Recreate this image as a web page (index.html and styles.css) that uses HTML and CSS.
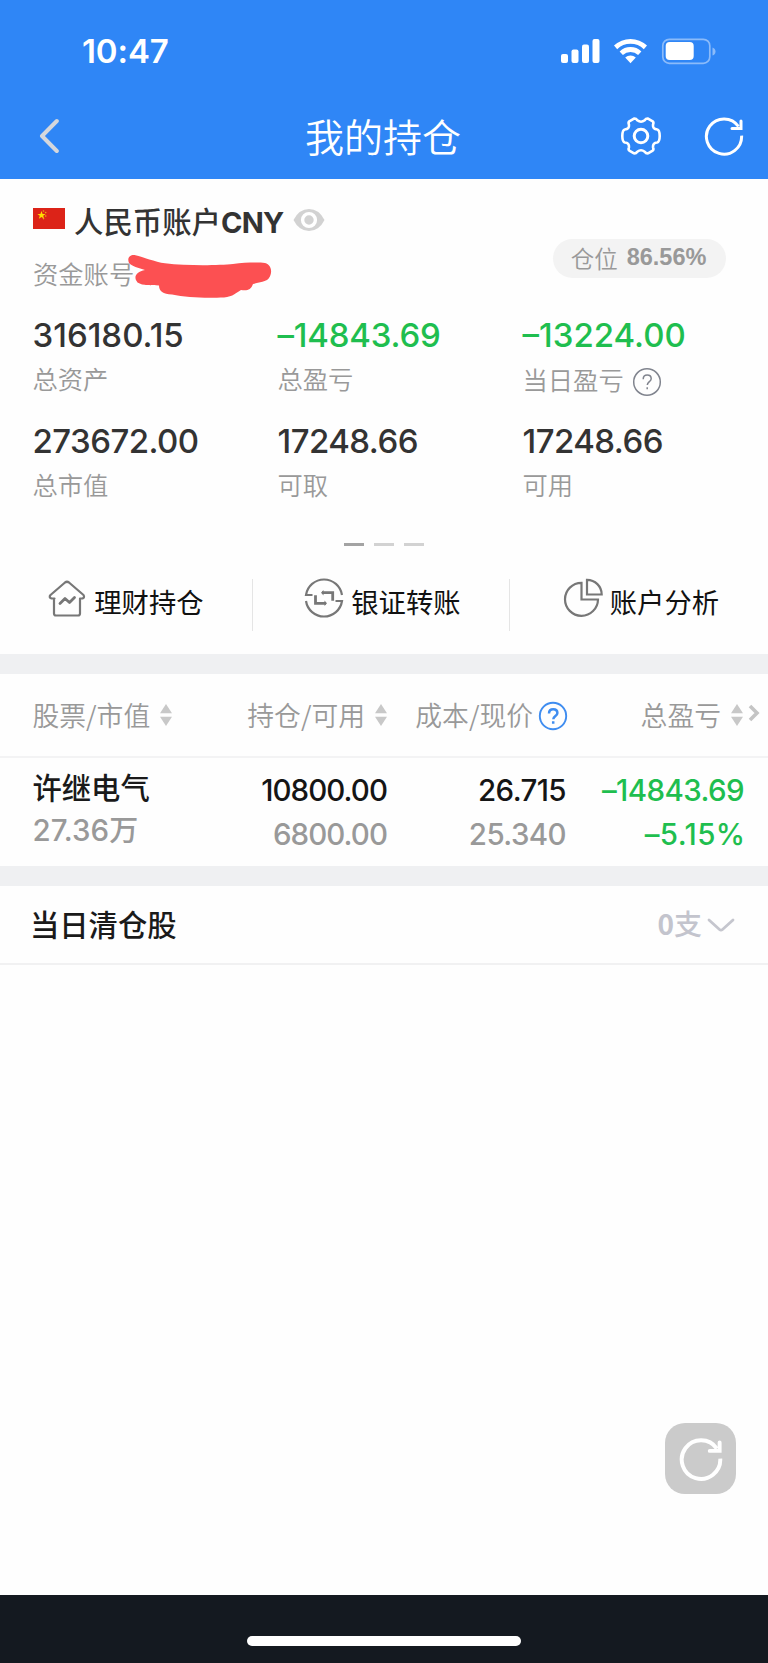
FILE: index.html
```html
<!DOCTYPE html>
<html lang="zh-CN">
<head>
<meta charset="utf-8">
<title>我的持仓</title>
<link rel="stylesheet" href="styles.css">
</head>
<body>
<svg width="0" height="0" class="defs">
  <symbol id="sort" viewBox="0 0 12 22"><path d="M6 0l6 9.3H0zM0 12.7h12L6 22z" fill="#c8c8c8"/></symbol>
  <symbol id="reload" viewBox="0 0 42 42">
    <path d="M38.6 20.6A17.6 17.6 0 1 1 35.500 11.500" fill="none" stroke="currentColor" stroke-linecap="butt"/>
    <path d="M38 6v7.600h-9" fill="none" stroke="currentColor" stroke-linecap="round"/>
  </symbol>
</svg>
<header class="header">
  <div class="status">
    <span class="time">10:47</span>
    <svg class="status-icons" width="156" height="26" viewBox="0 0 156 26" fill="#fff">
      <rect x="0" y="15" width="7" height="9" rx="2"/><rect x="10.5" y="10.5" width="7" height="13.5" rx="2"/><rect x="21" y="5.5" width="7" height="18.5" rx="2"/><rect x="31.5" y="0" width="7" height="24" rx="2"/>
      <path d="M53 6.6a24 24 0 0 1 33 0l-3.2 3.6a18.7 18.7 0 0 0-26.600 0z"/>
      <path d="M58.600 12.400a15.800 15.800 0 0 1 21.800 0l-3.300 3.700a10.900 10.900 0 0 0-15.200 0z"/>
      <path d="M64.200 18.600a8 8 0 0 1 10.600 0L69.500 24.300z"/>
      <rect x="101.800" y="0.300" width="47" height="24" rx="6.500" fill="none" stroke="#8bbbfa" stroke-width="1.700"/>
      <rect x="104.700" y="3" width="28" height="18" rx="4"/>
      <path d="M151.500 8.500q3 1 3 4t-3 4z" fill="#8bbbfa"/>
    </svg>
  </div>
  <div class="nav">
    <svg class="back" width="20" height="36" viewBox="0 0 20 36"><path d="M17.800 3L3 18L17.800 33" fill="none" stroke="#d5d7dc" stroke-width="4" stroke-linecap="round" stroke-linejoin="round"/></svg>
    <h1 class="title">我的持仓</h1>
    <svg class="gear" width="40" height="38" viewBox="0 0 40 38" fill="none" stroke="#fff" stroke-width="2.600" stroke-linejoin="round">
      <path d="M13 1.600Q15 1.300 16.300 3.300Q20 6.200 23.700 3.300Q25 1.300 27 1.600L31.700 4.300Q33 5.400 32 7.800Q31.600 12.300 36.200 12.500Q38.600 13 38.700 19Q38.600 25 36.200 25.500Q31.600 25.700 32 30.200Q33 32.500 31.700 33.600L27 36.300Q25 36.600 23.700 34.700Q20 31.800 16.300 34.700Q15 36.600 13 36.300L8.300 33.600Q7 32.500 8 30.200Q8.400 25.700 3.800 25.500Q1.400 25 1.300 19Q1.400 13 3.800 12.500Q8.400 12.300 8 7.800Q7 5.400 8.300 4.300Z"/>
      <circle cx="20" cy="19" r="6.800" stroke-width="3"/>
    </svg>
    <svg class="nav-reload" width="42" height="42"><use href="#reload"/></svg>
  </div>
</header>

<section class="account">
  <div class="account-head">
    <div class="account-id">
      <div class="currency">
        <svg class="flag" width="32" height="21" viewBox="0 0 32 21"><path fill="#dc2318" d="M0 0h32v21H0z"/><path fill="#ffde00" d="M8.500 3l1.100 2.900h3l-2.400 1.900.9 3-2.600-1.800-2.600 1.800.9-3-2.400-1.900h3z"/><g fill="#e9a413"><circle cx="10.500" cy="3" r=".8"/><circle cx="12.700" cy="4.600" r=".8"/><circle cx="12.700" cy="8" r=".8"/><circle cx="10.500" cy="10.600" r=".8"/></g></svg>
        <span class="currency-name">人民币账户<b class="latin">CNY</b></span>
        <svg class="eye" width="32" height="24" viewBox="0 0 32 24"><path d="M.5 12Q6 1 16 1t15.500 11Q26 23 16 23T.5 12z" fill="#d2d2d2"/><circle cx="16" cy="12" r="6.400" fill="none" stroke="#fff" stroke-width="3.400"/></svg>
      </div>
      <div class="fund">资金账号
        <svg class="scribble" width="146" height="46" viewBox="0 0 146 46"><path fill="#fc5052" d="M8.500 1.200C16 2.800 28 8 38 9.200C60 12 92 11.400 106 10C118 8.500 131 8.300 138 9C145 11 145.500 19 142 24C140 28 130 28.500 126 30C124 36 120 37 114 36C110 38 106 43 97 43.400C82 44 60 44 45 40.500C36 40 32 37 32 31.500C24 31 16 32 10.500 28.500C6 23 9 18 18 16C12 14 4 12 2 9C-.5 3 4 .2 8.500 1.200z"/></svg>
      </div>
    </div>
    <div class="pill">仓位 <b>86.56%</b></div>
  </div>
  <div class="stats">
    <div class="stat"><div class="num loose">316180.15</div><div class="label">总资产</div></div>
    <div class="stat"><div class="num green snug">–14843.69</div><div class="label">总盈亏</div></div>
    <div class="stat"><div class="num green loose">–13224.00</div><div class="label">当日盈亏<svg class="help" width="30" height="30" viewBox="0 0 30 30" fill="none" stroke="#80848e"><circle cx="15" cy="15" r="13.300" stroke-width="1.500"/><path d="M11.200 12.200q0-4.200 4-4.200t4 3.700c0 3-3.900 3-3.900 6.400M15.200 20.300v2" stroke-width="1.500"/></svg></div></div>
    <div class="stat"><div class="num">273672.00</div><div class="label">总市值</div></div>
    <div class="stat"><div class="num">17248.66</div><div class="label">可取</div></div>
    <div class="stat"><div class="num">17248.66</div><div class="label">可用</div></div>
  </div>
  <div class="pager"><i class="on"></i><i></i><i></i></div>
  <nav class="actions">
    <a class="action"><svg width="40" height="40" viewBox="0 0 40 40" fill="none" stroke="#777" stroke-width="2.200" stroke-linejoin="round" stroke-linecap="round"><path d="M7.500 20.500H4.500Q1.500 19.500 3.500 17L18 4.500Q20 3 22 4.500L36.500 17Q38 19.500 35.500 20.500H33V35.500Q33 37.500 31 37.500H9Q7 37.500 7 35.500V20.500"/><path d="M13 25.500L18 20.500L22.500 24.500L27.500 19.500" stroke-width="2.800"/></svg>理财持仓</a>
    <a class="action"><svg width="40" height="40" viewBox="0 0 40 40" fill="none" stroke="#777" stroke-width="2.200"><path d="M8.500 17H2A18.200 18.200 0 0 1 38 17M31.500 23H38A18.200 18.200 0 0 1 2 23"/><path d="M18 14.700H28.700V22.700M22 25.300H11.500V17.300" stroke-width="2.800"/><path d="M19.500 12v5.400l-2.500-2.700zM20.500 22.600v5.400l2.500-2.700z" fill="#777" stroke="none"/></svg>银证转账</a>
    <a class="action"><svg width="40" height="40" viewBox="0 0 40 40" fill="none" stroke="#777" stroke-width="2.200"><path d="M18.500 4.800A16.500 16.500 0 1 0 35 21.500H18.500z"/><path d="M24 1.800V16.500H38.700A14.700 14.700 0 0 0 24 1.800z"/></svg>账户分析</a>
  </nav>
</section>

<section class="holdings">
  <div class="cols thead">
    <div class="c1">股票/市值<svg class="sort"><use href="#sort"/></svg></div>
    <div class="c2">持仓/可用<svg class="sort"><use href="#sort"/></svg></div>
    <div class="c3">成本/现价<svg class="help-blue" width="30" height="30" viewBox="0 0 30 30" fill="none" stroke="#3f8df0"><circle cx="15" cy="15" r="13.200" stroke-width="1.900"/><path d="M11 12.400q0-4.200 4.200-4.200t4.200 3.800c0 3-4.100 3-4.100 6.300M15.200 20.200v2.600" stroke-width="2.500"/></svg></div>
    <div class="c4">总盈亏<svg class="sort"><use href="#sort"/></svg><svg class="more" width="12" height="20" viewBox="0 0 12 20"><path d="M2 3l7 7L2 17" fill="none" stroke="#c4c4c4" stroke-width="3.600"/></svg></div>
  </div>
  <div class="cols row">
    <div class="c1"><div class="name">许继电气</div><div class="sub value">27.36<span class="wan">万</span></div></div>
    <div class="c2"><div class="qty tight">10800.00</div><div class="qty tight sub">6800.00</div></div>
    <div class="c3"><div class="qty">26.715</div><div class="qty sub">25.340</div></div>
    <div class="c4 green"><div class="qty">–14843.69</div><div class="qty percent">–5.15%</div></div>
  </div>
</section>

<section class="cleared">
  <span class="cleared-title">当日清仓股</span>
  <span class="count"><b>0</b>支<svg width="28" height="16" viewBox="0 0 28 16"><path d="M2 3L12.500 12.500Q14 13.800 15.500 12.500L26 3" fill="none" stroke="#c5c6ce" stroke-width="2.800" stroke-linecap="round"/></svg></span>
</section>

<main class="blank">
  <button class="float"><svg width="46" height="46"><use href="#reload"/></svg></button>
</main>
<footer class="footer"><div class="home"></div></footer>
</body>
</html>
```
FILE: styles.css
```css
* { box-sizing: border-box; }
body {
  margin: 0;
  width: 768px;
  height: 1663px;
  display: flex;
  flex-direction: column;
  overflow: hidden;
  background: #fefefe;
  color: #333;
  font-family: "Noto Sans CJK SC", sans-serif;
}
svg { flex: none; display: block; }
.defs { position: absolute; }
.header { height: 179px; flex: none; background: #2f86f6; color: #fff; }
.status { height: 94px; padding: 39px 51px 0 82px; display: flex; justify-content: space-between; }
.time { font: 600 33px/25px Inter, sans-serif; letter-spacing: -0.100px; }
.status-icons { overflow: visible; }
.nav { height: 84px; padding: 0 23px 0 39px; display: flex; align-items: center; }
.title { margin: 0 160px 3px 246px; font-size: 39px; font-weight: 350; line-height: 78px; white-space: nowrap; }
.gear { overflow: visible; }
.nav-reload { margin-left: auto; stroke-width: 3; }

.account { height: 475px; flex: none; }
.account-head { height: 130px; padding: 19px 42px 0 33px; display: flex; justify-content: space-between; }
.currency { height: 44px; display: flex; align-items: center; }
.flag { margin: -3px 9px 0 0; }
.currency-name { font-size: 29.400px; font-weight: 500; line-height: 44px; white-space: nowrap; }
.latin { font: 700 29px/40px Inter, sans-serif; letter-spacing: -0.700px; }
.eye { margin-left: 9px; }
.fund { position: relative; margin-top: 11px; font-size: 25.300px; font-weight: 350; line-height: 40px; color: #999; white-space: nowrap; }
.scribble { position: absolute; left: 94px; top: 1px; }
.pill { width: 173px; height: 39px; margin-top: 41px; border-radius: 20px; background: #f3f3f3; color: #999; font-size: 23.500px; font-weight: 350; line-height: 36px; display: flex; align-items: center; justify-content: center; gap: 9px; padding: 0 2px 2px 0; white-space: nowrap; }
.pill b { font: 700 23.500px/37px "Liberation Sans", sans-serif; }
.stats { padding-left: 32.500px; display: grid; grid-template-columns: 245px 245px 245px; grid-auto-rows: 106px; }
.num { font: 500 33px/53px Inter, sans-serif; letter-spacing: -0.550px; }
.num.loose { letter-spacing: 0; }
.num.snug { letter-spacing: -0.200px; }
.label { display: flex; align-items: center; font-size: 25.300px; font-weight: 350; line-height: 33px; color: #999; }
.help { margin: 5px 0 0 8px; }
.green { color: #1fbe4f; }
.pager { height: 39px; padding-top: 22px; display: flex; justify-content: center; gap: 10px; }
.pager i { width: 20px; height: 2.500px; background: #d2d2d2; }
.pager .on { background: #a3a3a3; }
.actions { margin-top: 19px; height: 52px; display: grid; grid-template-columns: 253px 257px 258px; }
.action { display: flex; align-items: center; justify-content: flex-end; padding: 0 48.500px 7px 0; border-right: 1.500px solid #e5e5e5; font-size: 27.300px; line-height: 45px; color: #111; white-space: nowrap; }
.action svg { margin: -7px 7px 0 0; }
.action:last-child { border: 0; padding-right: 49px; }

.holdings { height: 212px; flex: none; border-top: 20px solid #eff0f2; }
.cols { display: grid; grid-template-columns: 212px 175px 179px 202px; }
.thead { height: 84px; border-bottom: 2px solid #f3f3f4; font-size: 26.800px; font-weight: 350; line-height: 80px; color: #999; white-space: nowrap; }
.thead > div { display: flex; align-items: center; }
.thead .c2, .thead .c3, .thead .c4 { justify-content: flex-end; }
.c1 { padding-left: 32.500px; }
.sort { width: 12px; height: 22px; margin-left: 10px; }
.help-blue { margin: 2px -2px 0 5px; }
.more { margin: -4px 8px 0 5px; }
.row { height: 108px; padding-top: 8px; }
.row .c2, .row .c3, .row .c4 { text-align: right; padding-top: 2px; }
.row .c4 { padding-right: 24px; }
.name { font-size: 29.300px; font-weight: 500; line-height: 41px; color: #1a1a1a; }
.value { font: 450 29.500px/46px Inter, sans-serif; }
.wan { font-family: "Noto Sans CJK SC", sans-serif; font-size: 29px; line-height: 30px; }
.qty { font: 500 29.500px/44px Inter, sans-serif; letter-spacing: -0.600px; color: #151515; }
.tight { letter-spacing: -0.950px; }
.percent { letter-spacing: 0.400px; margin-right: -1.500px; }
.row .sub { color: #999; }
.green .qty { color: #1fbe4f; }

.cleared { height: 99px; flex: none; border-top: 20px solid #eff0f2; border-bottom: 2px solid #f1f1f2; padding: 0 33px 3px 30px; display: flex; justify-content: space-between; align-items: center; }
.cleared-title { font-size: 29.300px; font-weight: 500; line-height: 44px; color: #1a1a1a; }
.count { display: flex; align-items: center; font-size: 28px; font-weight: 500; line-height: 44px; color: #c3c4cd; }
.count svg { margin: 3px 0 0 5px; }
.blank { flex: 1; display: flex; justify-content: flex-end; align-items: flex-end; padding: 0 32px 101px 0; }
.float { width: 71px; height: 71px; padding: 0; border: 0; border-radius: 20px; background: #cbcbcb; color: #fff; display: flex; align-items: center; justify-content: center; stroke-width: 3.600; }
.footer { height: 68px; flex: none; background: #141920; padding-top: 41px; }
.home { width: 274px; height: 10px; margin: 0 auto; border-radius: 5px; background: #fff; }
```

────────────────

§ Exercise instructions
Pick out and copy every line that contains the word "styles".

§ Solved exercise
Recreate this image as a web page (index.html and styles.css) that uses HTML and CSS.
<link rel="stylesheet" href="styles.css">
FILE: styles.css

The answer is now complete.